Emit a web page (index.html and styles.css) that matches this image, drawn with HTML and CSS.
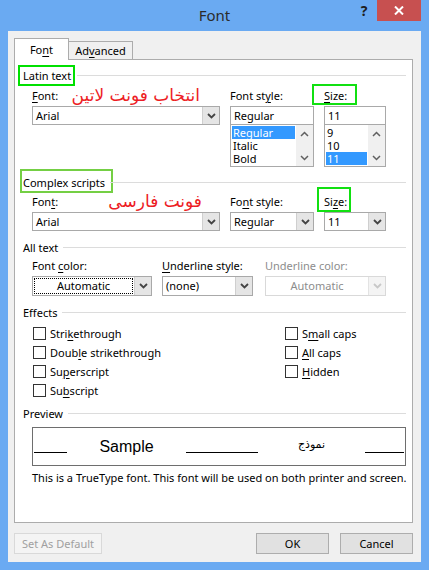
FILE: index.html
```html
<!DOCTYPE html>
<html lang="en">
<head>
    <meta charset="UTF-8">
    <title>Font</title>
    <link rel="stylesheet" href="styles.css">
</head>
<body>
<div class="window">
    <div class="titlebar">
        <span></span>
        <span class="title">Font</span>
        <div class="controls">
            <span class="help">?</span>
            <span class="close">
                <svg width="10" height="9" viewBox="0 0 10 9"><path d="M1 0.5l8 8M9 0.5l-8 8" stroke="#fff" stroke-width="2"/></svg>
            </span>
        </div>
    </div>

    <div class="client">
        <div class="tabs">
            <div class="tab active">Fo<u>n</u>t</div>
            <div class="tab">Ad<u>v</u>anced</div>
        </div>

        <div class="panel">
            <!-- Latin text -->
            <div class="group-head head-latin">
                <span class="mark mark-latin">Latin text</span><span class="rule"></span>
            </div>
            <div class="fields fields-latin">
                <div class="field">
                    <div class="label"><span><u>F</u>ont:</span><span class="note note-latin">انتخاب فونت لاتین</span></div>
                    <div class="combo">
                        <span class="value">Arial</span>
                        <span class="drop"><svg width="9" height="6" viewBox="0 0 9 6"><path d="M1 1l3.5 3.5L8 1" fill="none" stroke="#444" stroke-width="1.8"/></svg></span>
                    </div>
                </div>
                <div class="field">
                    <div class="label"><span>Font st<u>y</u>le:</span></div>
                    <div class="textbox">Regular</div>
                    <div class="listbox">
                        <div class="items">
                            <div class="item selected">Regular</div>
                            <div class="item">Italic</div>
                            <div class="item">Bold</div>
                        </div>
                        <div class="scrollbar">
                            <svg width="9" height="6" viewBox="0 0 9 6"><path d="M1 5l3.5-3.5L8 5" fill="none" stroke="#606060" stroke-width="1.5"/></svg>
                            <svg width="9" height="6" viewBox="0 0 9 6"><path d="M1 1l3.5 3.5L8 1" fill="none" stroke="#606060" stroke-width="1.5"/></svg>
                        </div>
                    </div>
                </div>
                <div class="field">
                    <div class="label"><span class="mark mark-size1"><u>S</u>ize:</span></div>
                    <div class="textbox">11</div>
                    <div class="listbox">
                        <div class="items">
                            <div class="item">9</div>
                            <div class="item">10</div>
                            <div class="item selected">11</div>
                        </div>
                        <div class="scrollbar">
                            <svg width="9" height="6" viewBox="0 0 9 6"><path d="M1 5l3.5-3.5L8 5" fill="none" stroke="#606060" stroke-width="1.5"/></svg>
                            <svg width="9" height="6" viewBox="0 0 9 6"><path d="M1 1l3.5 3.5L8 1" fill="none" stroke="#606060" stroke-width="1.5"/></svg>
                        </div>
                    </div>
                </div>
            </div>

            <!-- Complex scripts -->
            <div class="group-head head-complex">
                <span class="mark mark-complex">Complex scripts</span><span class="rule"></span>
            </div>
            <div class="fields fields-complex">
                <div class="field">
                    <div class="label"><span>Fon<u>t</u>:</span><span class="note note-complex">فونت فارسی</span></div>
                    <div class="combo">
                        <span class="value">Arial</span>
                        <span class="drop"><svg width="9" height="6" viewBox="0 0 9 6"><path d="M1 1l3.5 3.5L8 1" fill="none" stroke="#444" stroke-width="1.8"/></svg></span>
                    </div>
                </div>
                <div class="field">
                    <div class="label"><span>Fo<u>n</u>t style:</span></div>
                    <div class="combo">
                        <span class="value">Regular</span>
                        <span class="drop"><svg width="9" height="6" viewBox="0 0 9 6"><path d="M1 1l3.5 3.5L8 1" fill="none" stroke="#444" stroke-width="1.8"/></svg></span>
                    </div>
                </div>
                <div class="field">
                    <div class="label"><span class="mark mark-size2">Si<u>z</u>e:</span></div>
                    <div class="combo">
                        <span class="value">11</span>
                        <span class="drop"><svg width="9" height="6" viewBox="0 0 9 6"><path d="M1 1l3.5 3.5L8 1" fill="none" stroke="#444" stroke-width="1.8"/></svg></span>
                    </div>
                </div>
            </div>

            <!-- All text -->
            <div class="group-head head-all">
                <span>All text</span><span class="rule"></span>
            </div>
            <div class="fields fields-all">
                <div class="field">
                    <div class="label"><span>Font <u>c</u>olor:</span></div>
                    <div class="combo combo-color">
                        <span class="value focus">Automatic</span>
                        <span class="drop"><svg width="9" height="6" viewBox="0 0 9 6"><path d="M1 1l3.5 3.5L8 1" fill="none" stroke="#444" stroke-width="1.8"/></svg></span>
                    </div>
                </div>
                <div class="field">
                    <div class="label"><span><u>U</u>nderline style:</span></div>
                    <div class="combo combo-uline">
                        <span class="value">(none)</span>
                        <span class="drop"><svg width="9" height="6" viewBox="0 0 9 6"><path d="M1 1l3.5 3.5L8 1" fill="none" stroke="#444" stroke-width="1.8"/></svg></span>
                    </div>
                </div>
                <div class="field">
                    <div class="label disabled"><span>Underline color:</span></div>
                    <div class="combo combo-disabled">
                        <span class="value center">Automatic</span>
                        <span class="drop"><svg width="9" height="6" viewBox="0 0 9 6"><path d="M1 1l3.5 3.5L8 1" fill="none" stroke="#c8c8c8" stroke-width="1.8"/></svg></span>
                    </div>
                </div>
            </div>

            <!-- Effects -->
            <div class="group-head head-effects">
                <span>Effects</span><span class="rule"></span>
            </div>
            <div class="effects">
                <label class="check"><span class="box"></span><span>Stri<u>k</u>ethrough</span></label>
                <label class="check"><span class="box"></span><span>Doub<u>l</u>e strikethrough</span></label>
                <label class="check"><span class="box"></span><span>Su<u>p</u>erscript</span></label>
                <label class="check"><span class="box"></span><span>Su<u>b</u>script</span></label>
                <label class="check"><span class="box"></span><span>S<u>m</u>all caps</span></label>
                <label class="check"><span class="box"></span><span><u>A</u>ll caps</span></label>
                <label class="check"><span class="box"></span><span><u>H</u>idden</span></label>
            </div>

            <!-- Preview -->
            <div class="group-head head-preview">
                <span>Preview</span><span class="rule"></span>
            </div>
            <div class="preview">
                <span class="blank b1"></span>
                <span class="sample">Sample</span>
                <span class="blank b2"></span>
                <span class="sample-ar">نموذج</span>
                <span class="blank b3"></span>
            </div>
            <div class="info">This is a TrueType font. This font will be used on both printer and screen.</div>
        </div>

        <div class="buttons">
            <button class="btn btn-default" disabled>Set As Default</button>
            <button class="btn btn-ok">OK</button>
            <button class="btn">Cancel</button>
        </div>
    </div>
</div>
</body>
</html>
```

FILE: styles.css
```css
* {
    box-sizing: border-box;
}

body {
    margin: 0;
    font-family: "Noto Sans", sans-serif;
    font-size: 11px;
    color: #000;
}

u {
    text-decoration-thickness: 1px;
    text-underline-offset: 2px;
}

.window {
    width: 429px;
    height: 570px;
    background: #6aaaf2;
    padding: 0 8px 8px;
    display: flex;
    flex-direction: column;
}

/* title bar */
.titlebar {
    height: 31px;
    display: grid;
    grid-template-columns: 1fr auto 1fr;
}

.title {
    font-size: 15px;
    line-height: 30px;
    color: #2b2b2b;
}

.controls {
    justify-self: end;
    display: flex;
    height: 21px;
}

.help {
    width: 26px;
    text-align: center;
    font-weight: bold;
    font-size: 14px;
    line-height: 22px;
    color: #1e1e1e;
}

.close {
    width: 44px;
    background: #c75050;
    display: flex;
    align-items: center;
    justify-content: center;
}

/* client area */
.client {
    flex: 1;
    background: #f0f0f0;
    padding: 7px 8px 0 6px;
}

.tabs {
    display: flex;
    align-items: flex-end;
    height: 21px;
}

.tab {
    width: 64px;
    height: 18px;
    border: 1px solid #acacac;
    border-left: none;
    border-bottom: none;
    text-align: center;
    line-height: 17px;
}

.tab.active {
    width: 55px;
    height: 22px;
    line-height: 21px;
    border-left: 1px solid #acacac;
    background: #fff;
    margin-bottom: -1px;
    position: relative;
    z-index: 1;
}

.panel {
    height: 464px;
    background: #fff;
    border: 1px solid #acacac;
    padding: 0 6px 0 8px;
}

/* group headings */
.group-head {
    display: flex;
    align-items: center;
    height: 15px;
    line-height: 15px;
}

.rule {
    flex: 1;
    border-top: 1px solid #dcdcdc;
    margin-left: 5px;
}

.head-latin { margin-top: 8px; }
.head-complex { margin-top: 8px; }
.head-all { margin-top: 9px; }
.head-effects { margin-top: 9px; }
.head-preview { margin-top: 6px; }

/* green annotation boxes */
.mark {
    display: inline-block;
    border: 2px solid #00e000;
    line-height: 15px;
}

.mark-latin {
    padding: 1px 2px 1px 3px;
    margin: -3px -3px -3px -5px;
}

.mark-complex {
    border-color: #74cf44;
    padding: 4px 6px 1px 1px;
    margin: -6px -8px -3px -3px;
}

.mark-size1 {
    border-color: #11e011;
    padding: 2px 8px 0 10px;
    margin: -4px -10px -2px -12px;
}

.mark-size2 {
    border-color: #11e011;
    padding: 5px 2px 1px 5px;
    margin: -7px -4px -3px -7px;
}

/* red annotations */
.note {
    margin-left: auto;
    color: #ed1c24;
    font-family: "DejaVu Sans", sans-serif;
    font-size: 17px;
    line-height: 15px;
    direction: rtl;
}

.note-latin { margin-right: 30px; }
.note-complex { margin-right: 28px; }

/* field grids */
.fields {
    display: grid;
    grid-template-columns: 198px 94px 62px;
    margin-left: 9px;
}

.fields-latin { margin-top: 5px; }
.fields-complex { margin-top: 4px; }
.fields-all {
    margin-top: 3px;
    grid-template-columns: 130px 103px 121px;
}

.field > .combo,
.field > .textbox,
.field > .listbox {
    width: 100%;
}

.fields-latin .field:first-child .combo,
.fields-complex .field:first-child .combo {
    width: 188px;
}

.fields-latin .field:nth-child(2) > *,
.fields-complex .field:nth-child(2) > * {
    width: 84px;
}

.label {
    display: flex;
    height: 15px;
    line-height: 15px;
    margin-bottom: 3px;
    white-space: nowrap;
}

.label.disabled {
    color: #8d8d8d;
}

.combo {
    display: flex;
    height: 19px;
    border: 1px solid #a9a9a9;
    background: #fff;
    line-height: 17px;
}

.fields-all .combo {
    height: 20px;
    line-height: 18px;
}

.combo-color { width: 120px !important; }
.combo-uline { width: 91px !important; }

.value {
    flex: 1;
    padding-left: 3px;
    white-space: nowrap;
}

.value.focus {
    margin: 1px;
    outline: 1px dotted #000;
    outline-offset: -1px;
    line-height: 16px;
    text-align: center;
    padding-left: 0;
}

.value.center {
    text-align: center;
    padding-left: 0;
}

.drop {
    width: 17px;
    background: #e5e5e5;
    border-left: 1px solid #cfcfcf;
    display: flex;
    align-items: center;
    justify-content: center;
}

.combo-disabled {
    border-color: #d9d9d9;
    color: #8d8d8d;
}

.combo-disabled .drop {
    background: #f4f4f4;
    border-left-color: #e3e3e3;
}

.textbox {
    height: 19px;
    border: 1px solid #a9a9a9;
    padding-left: 3px;
    line-height: 17px;
}

.listbox {
    display: flex;
    height: 42px;
    border: 1px solid #a9a9a9;
    border-top: none;
}

.items {
    flex: 1;
    padding: 1px 1px 0;
}

.item {
    height: 13px;
    line-height: 13px;
    padding-left: 1px;
}

.item.selected {
    background: #3399ff;
    color: #fff;
}

.scrollbar {
    width: 17px;
    background: #f0f0f0;
    display: flex;
    flex-direction: column;
    justify-content: space-between;
    align-items: center;
    padding: 6px 0 5px;
}

/* effects */
.effects {
    display: grid;
    grid-template-columns: 252px auto;
    grid-template-rows: repeat(4, 19px);
    grid-auto-flow: column;
    margin: 4px 0 0 10px;
}

.check {
    display: flex;
    align-items: center;
    gap: 4px;
}

.box {
    width: 13px;
    height: 13px;
    border: 1px solid #333;
    background: #fff;
}

/* preview */
.preview {
    display: flex;
    align-items: flex-end;
    width: 374px;
    height: 39px;
    margin: 6px 0 0 9px;
    border: 1px solid #6e6e6e;
    padding: 0 0 12px 1px;
}

.blank {
    height: 10px;
    border-bottom: 1px solid #000;
}

.b1 { width: 33px; }
.b2 { width: 72px; }
.b3 { width: 39px; }

.sample {
    width: 119px;
    text-align: center;
    font-family: "Liberation Sans", Arial, sans-serif;
    font-size: 16px;
    line-height: 16px;
    margin-bottom: -2px;
}

.sample-ar {
    width: 107px;
    text-align: center;
    font-family: "DejaVu Sans", sans-serif;
    font-size: 11px;
    line-height: 14px;
    margin-bottom: 1px;
}

.info {
    margin: 4px 0 0 9px;
    line-height: 15px;
    white-space: nowrap;
}

/* buttons */
.buttons {
    display: flex;
    gap: 11px;
    margin-top: 10px;
}

.btn {
    width: 73px;
    height: 21px;
    border: 1px solid #adadad;
    background: #e1e1e1;
    font-family: inherit;
    font-size: 11px;
    padding: 0;
}

.btn-default {
    width: 88px;
    margin-right: auto;
    background: #f4f4f4;
    border-color: #d9d9d9;
    color: #a0a0a0;
}
```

|---|

§ **SET EXERCISE**: Read the lines above. Gather those in which the string "index" is found.

§ **COMPLETE ANSWER**:
Emit a web page (index.html and styles.css) that matches this image, drawn with HTML and CSS.
FILE: index.html
    z-index: 1;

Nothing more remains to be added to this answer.